A mi me gustó la subida. Mis pulmones ya se han acostumbrado a la falta de oxígeno y soy capaz de subir a un ritmo interesante las cuestas de Quito (que está a casi 3.000 m. de altura) y en este caso el volcán. Hacía un airecillo frío que me estimulaba y lo único que podía escuchar era mi respiración y un ligero pitido en los oídos. Nunca he sido una amante de subir montañas pero la verdad es que uno se siente muy bien. Yo me sentí bien. Después de disfrutar un poco de la nieve que había allí y calentarnos con un chocolate caliente, descendimos. Y otra vez se nos vino a la cabeza que la esposa del taxista se iba a torcer un tobillo porque realmente la subida fue bastante pindia por lo que la bajada era complicada. Pero no señor, ahí estaba ella toda digna y clavando los tacones con fuerza, bajaba cual rebeco apurado.

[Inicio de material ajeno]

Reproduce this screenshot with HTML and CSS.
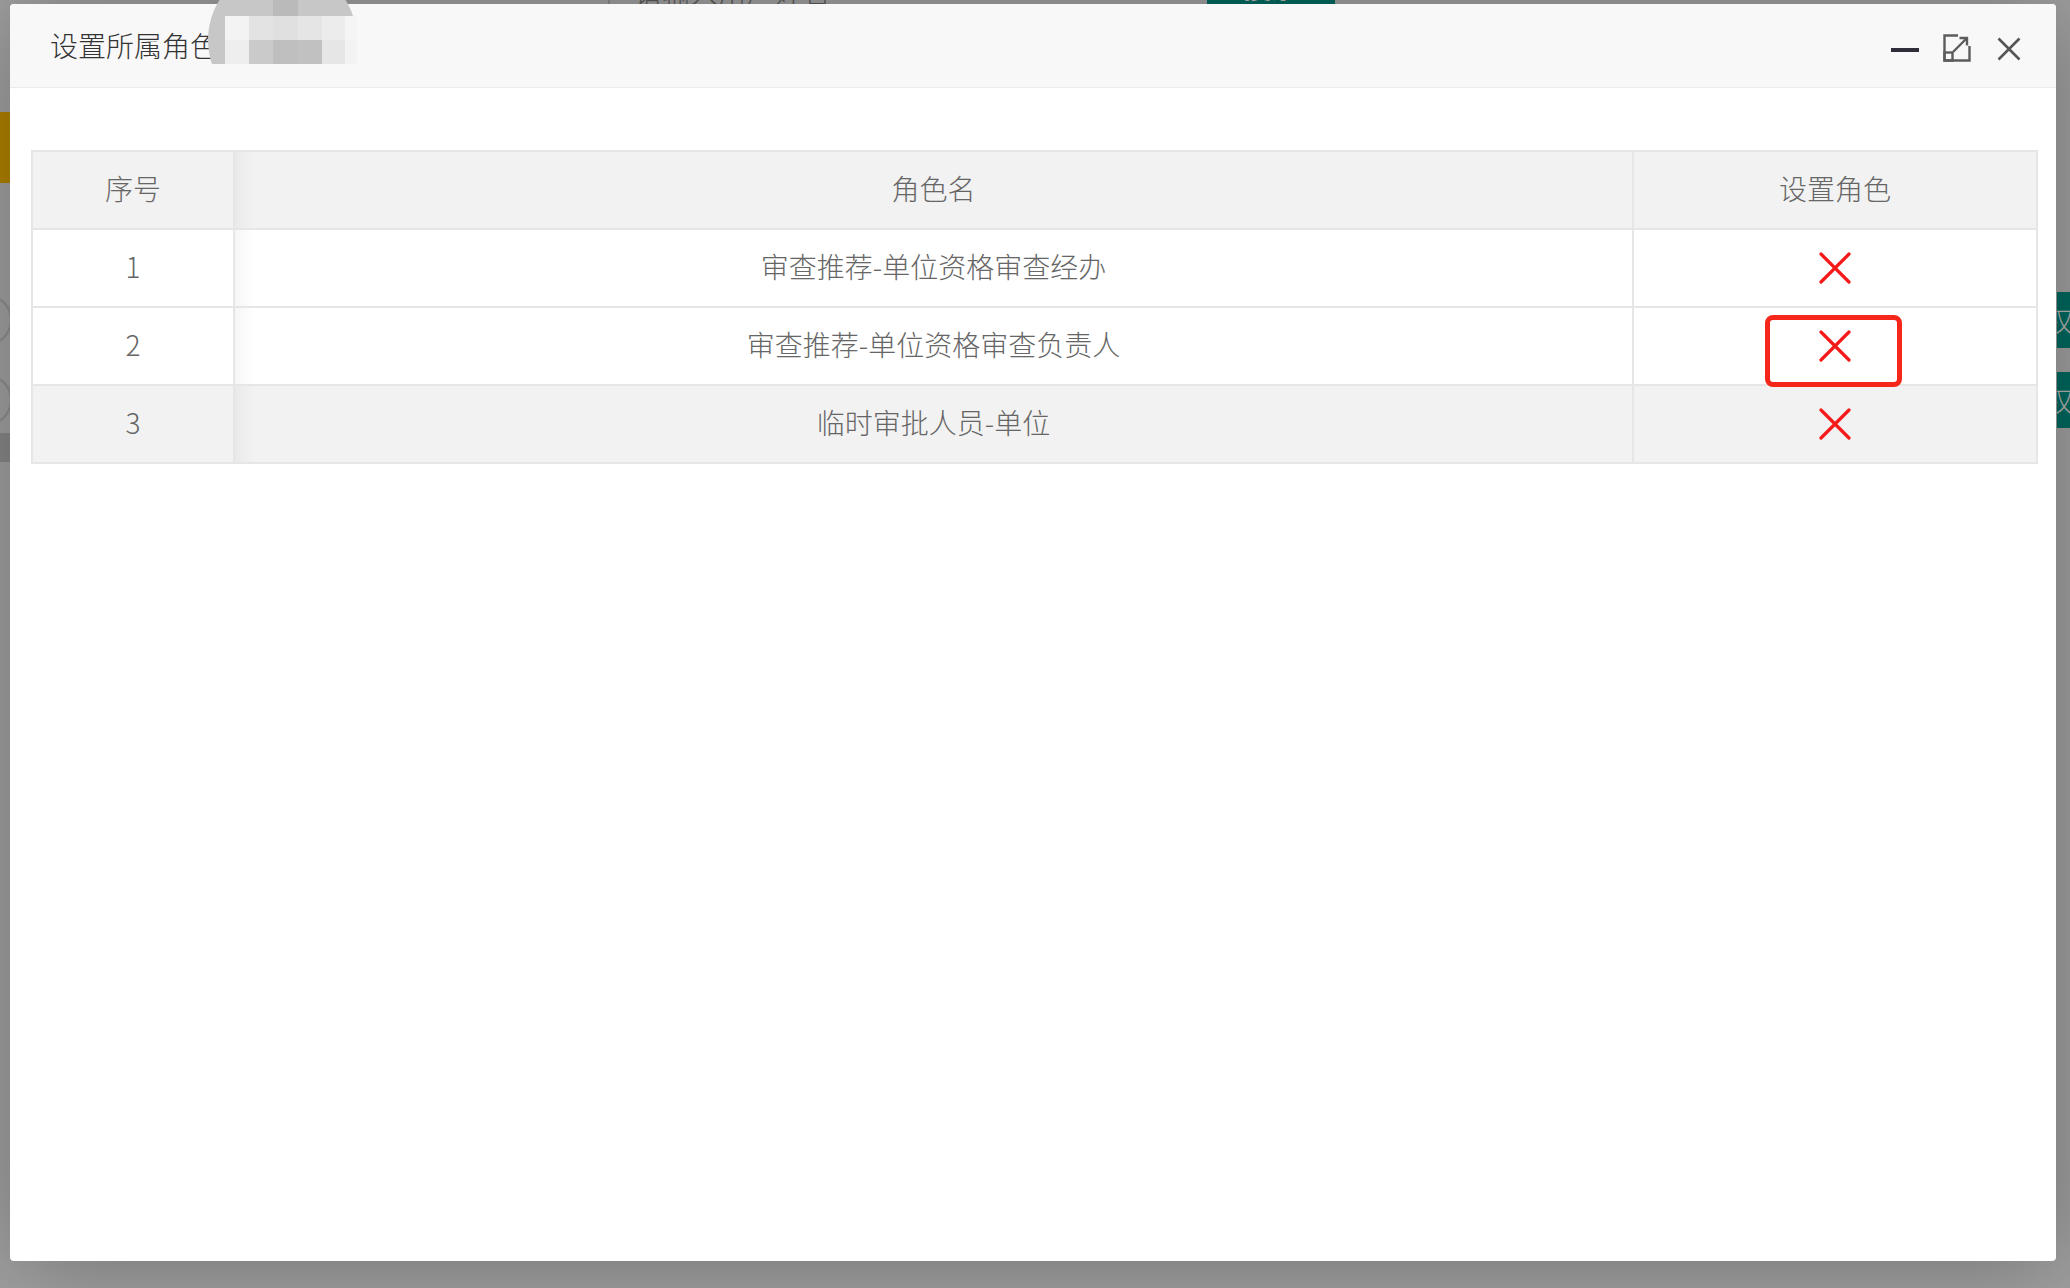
FILE: index.html
```html
<!DOCTYPE html>
<html lang="zh-CN">
<head>
<meta charset="utf-8">
<title>设置所属角色</title>
<link rel="stylesheet" href="styles.css">
</head>
<body>
<div class="backdrop">
  <div class="bg-top">
    <div class="bg-input">请输入用户姓名</div>
    <div class="bg-btn">搜索</div>
  </div>
  <div class="bg-left-gold"></div>
  <div class="bg-left-dark"></div>
  <div class="bg-left-circle c1"></div>
  <div class="bg-left-circle c2"></div>
  <div class="bg-right-btn r1">权</div>
  <div class="bg-right-btn r2">权</div>
</div>

<div class="layer">
  <div class="layer-title">
    <span class="title-text">设置所属角色</span>
    <div class="setwin">
      <svg class="ic-min" width="28" height="28" viewBox="0 0 28 28"><rect x="0" y="14" width="28" height="4" fill="#2e2d3a"/></svg>
      <svg class="ic-max" width="28" height="28" viewBox="0 0 28 28" fill="none" stroke="#5c5c5c" stroke-width="2.4">
        <path d="M15 1.5H1.5V26.5H26.5V12"/>
        <rect x="1.5" y="18.5" width="8" height="8"/>
        <path d="M10 18L24 4M16.5 4H24V11.5"/>
      </svg>
      <svg class="ic-close" width="24" height="24" viewBox="0 0 24 24" fill="none" stroke="#555" stroke-width="2.6"><path d="M1.5 1.5L22.5 22.5M22.5 1.5L1.5 22.5"/></svg>
    </div>
  </div>
  <div class="layer-content">
    <table class="role-table">
      <colgroup><col class="col-no"><col class="col-name"><col class="col-set"></colgroup>
      <thead>
        <tr><th>序号</th><th class="shadow-cell">角色名</th><th>设置角色</th></tr>
      </thead>
      <tbody>
        <tr><td>1</td><td class="shadow-cell">审查推荐-单位资格审查经办</td><td class="icon-cell"><svg class="xmark" width="32" height="32" viewBox="0 0 32 32"><path d="M2 2L30 30M30 2L2 30"/></svg></td></tr>
        <tr><td>2</td><td class="shadow-cell">审查推荐-单位资格审查负责人</td><td class="icon-cell"><svg class="xmark" width="32" height="32" viewBox="0 0 32 32"><path d="M2 2L30 30M30 2L2 30"/></svg></td></tr>
        <tr class="hover"><td>3</td><td class="shadow-cell">临时审批人员-单位</td><td class="icon-cell"><svg class="xmark" width="32" height="32" viewBox="0 0 32 32"><path d="M2 2L30 30M30 2L2 30"/></svg></td></tr>
      </tbody>
    </table>
  </div>
  <div class="annot"></div>
</div>

<div class="mosaic">
  <div class="px p-top"></div>
  <div class="px a1"></div><div class="px a2"></div><div class="px a3"></div><div class="px a4"></div><div class="px a5"></div><div class="px a6"></div>
  <div class="px b1"></div><div class="px b2"></div><div class="px b3"></div><div class="px b4"></div><div class="px b5"></div><div class="px b6"></div>
</div>
</body>
</html>
```

FILE: styles.css
```css
html, body {
  margin: 0;
  padding: 0;
}
body {
  width: 2070px;
  height: 1288px;
  overflow: hidden;
  position: relative;
  background: #a0a0a0;
  font-family: "Microsoft YaHei", "Noto Sans CJK SC", "Liberation Sans", sans-serif;
  font-weight: 300;
}

/* page behind the shade */
.backdrop {
  position: absolute;
  inset: 0;
}
.bg-top {
  position: absolute;
  left: 0;
  top: 0;
  width: 2070px;
  height: 10px;
}
.bg-input {
  position: absolute;
  left: 608px;
  top: -22px;
  width: 500px;
  height: 30px;
  border-left: 2px solid #8a8a8a;
  padding-left: 24px;
  font-size: 28px;
  line-height: 28px;
  color: #5a5a5a;
}
.bg-btn {
  position: absolute;
  left: 1207px;
  top: -30px;
  width: 128px;
  height: 34px;
  background: #00695f;
  color: #b3b3b3;
  font-size: 28px;
  line-height: 34px;
  text-align: center;
}
.bg-left-gold {
  position: absolute;
  left: 0;
  top: 112px;
  width: 12px;
  height: 71px;
  background: #b08100;
}
.bg-left-dark {
  position: absolute;
  left: 0;
  top: 433px;
  width: 12px;
  height: 29px;
  background: #878787;
}
.bg-left-circle {
  position: absolute;
  left: -40px;
  width: 48px;
  height: 48px;
  border: 2px solid #8c8c8c;
  border-radius: 50%;
}
.bg-left-circle.c1 { top: 294px; }
.bg-left-circle.c2 { top: 374px; }
.bg-right-btn {
  position: absolute;
  left: 2057px;
  width: 60px;
  background: #00695f;
  color: #b3b3b3;
  font-size: 28px;
  line-height: 56px;
  height: 56px;
  text-indent: -12px;
  overflow: hidden;
}
.bg-right-btn.r1 { top: 292px; }
.bg-right-btn.r2 { top: 372px; }

/* layer dialog */
.layer {
  position: absolute;
  left: 10px;
  top: 4px;
  width: 2046px;
  height: 1257px;
  background: #fff;
  border-radius: 4px;
  box-shadow: 2px 2px 100px rgba(0, 0, 0, 0.3);
}
.layer-title {
  position: relative;
  height: 83px;
  line-height: 82px;
  padding-left: 40px;
  background: #f8f8f8;
  border-bottom: 1px solid #ececec;
  border-radius: 4px 4px 0 0;
  color: #333;
  font-size: 28px;
}
.setwin {
  position: absolute;
  right: 35px;
  top: 30px;
  height: 28px;
  display: flex;
  align-items: center;
}
.setwin svg { display: block; }
.ic-min { margin-right: 24px; }
.ic-max { margin-right: 26px; }
.ic-close { margin-top: 2px; }

.layer-content {
  padding: 62px 20px 0 21px;
}
.role-table {
  width: 2005px;
  border-collapse: collapse;
  table-layout: fixed;
  color: #666;
  font-size: 28px;
  border: 2px solid #e6e6e6;
}
.col-no { width: 202px; }
.col-name { width: 1399px; }
.col-set { width: 404px; }
.role-table th,
.role-table td {
  height: 72px;
  padding: 0 30px 4px;
  text-align: center;
  vertical-align: middle;
  border: 2px solid #e6e6e6;
  font-weight: 300;
}
.role-table td.icon-cell {
  padding-bottom: 0;
  height: 76px;
}
.role-table thead tr { background: #f2f2f2; }
.role-table tr.hover { background: #f2f2f2; }
.role-table .shadow-cell {
  background-image: linear-gradient(to right, rgba(0,0,0,0.035), rgba(0,0,0,0) 18px);
}
.xmark {
  display: block;
  margin: 0 auto;
  fill: none;
  stroke: #f51a1a;
  stroke-width: 3.2;
  stroke-linecap: round;
}

/* annotation box */
.annot {
  position: absolute;
  left: 1755px;
  top: 311px;
  width: 127px;
  height: 62px;
  border: 5px solid #f5261a;
  border-radius: 8px;
}

/* pixelated mosaic over title */
.mosaic {
  position: absolute;
  left: 208px;
  top: 0;
  width: 149px;
  height: 64px;
  overflow: hidden;
  display: grid;
  grid-template-columns: 17px 24px 24px 25px 24px 23px 12px;
  grid-template-rows: 16px 24px 24px;
  isolation: isolate;
}
.mosaic::before {
  content: "";
  position: absolute;
  left: 0;
  top: -35px;
  width: 149px;
  height: 150px;
  border-radius: 50%;
  background: #c7c7c7;
  z-index: -1;
}
.p-top { grid-column: 4; grid-row: 1; background: #bababa; }
.a1 { grid-column: 2; grid-row: 2; background: #f3f3f3; }
.a2 { grid-column: 3; grid-row: 2; background: #e3e3e3; }
.a3 { grid-column: 4; grid-row: 2; background: #e0e0e0; }
.a4 { grid-column: 5; grid-row: 2; background: #e5e5e5; }
.a5 { grid-column: 6; grid-row: 2; background: #ececec; }
.a6 { grid-column: 7; grid-row: 2; background: #f5f5f5; }
.b1 { grid-column: 2; grid-row: 3; background: #eeeeee; }
.b2 { grid-column: 3; grid-row: 3; background: #cacaca; }
.b3 { grid-column: 4; grid-row: 3; background: #bfbfbf; }
.b4 { grid-column: 5; grid-row: 3; background: #c1c1c1; }
.b5 { grid-column: 6; grid-row: 3; background: #e6e6e6; }
.b6 { grid-column: 7; grid-row: 3; background: #f3f3f3; }
```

En fin, llegamos a Riobamba vivas y coleantes, lo cual no es moco de pavo, pues el coche del taxista no tenía velocímetro e iba a mucha más velocidad de la permitida. Como era Viernes Santo decidimos seguir la tradición y buscar un lugar que nos diera para comer el plato típico, la fanesca. Ya expliqué hace un mes, más o menos lo que era, así que no me lo hagáis repetir. :o) Luego me arrepentí de haberlo comido, porque otro de los efectos secundarios de la altura es que tardas en hacer la digestión muchísimo más tiempo de lo habitual.

Habíamos quedado con dos amigos de Ojos Verdes, que andaban por la ciudad, así que fuimos a su encuentro.